In 2011, Atlas Services Group opened an office in Moscow, Russia. One of the strategic partners there is Statoil – world's largest operator in waters deeper than 100 metres, among the world's largest net sellers of crude oil, and the second-largest supplier of natural gas to the European market. Erling Brevik is Head of HR & Administration of Statoil in Russia. Atlas spoke to him about the Russian oil and gas industry and the difficulties in doing business there.
Just like Statoil, you are originally from Norway. What was the reason for you to move to Russia?
"I regard Russia as a challenging and exciting work place. In addition to being one of the richest countries in terms of oil and gas resources, Russia has a long history and impressive culture. So it’s a great opportunity to learn something new, broaden my horizons and contribute to strengthening Statoil’s international foothold. Statoil has been working in Russia since the late 1980’s and we have long-term view on our business here. Based upon the 40 years of experience in developing complex projects on the Norwegian continental shelf, we are confident that Statoil is the right partner for Russia in developing its huge hydrocarbon resource potential. We possess efficient technologies and valuable competence which we are prepared to share with our Russian partners."
What’s your opinion on doing business in Russia?

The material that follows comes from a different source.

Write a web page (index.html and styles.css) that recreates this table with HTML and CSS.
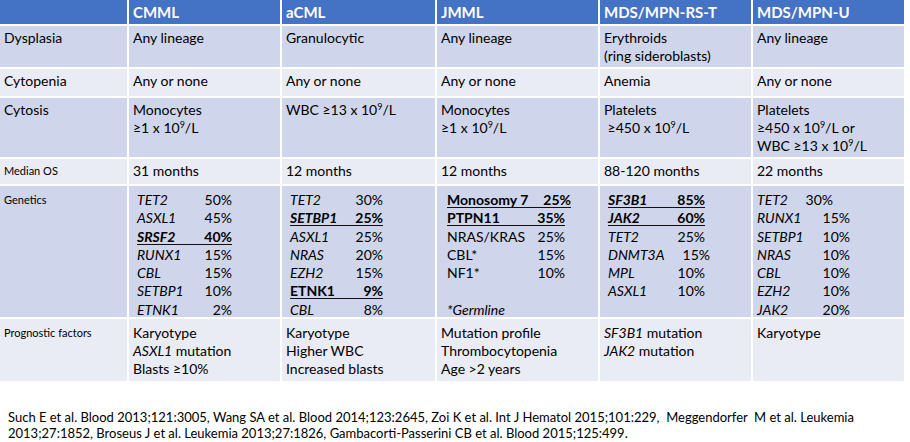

"Working in Russia - as in any other country of the world - has its own peculiarities, but our ambition is to work in this country in the same way as we do in Norway: in a sustainable manner and for a long-term. And we believe we have a good basis for this: Norway and Russia are neighbors and natural partners. We also have complementing experience in oil and gas sector: Russia has profound experience in onshore development, but has only recently started going offshore, while the Norwegian oil and gas industry have broad expertise in offshore oil and gas production. At the same time the critical success factor for doing business in Russia and in other countries is understanding of cultural differences and the ability to manage cultural issues and build strong and trust-based relationships with our partners."
Rosneft and Statoil signed an agreement on May 5, 2012. Could you explain what this is about?
"On May 5th last year we signed a strategic cooperation agreement with Rosneft. Under the agreement Statoil and Rosneft will set up joint ventures, with Statoil holding 33.33% in each. The partners will jointly explore four offshore exploration licenses - the Perseevsky licence in the Russian part of the Barents Sea and three licences in the Sea of Okhotsk. Our cooperation also gives us the opportunity to diversify our Russian portfolio – it includes technical studies on two onshore assets: North-Komsomolskoye – a significant heavy oil field in Western Siberia, and selected shale oil plays onshore.
What do you think of the number of qualified and competent personnel in Russia?
"There is a shortage of people with the right competence and skills within the oil and gas sector both in Russia and in the rest of the world. To identify the people with the correct profile will be a key to Statoil’s success in Russia. Atlas Services Group is an international company with offices worldwide and good local knowledge. This makes Atlas an interesting company for us as recruitment partner in Russia."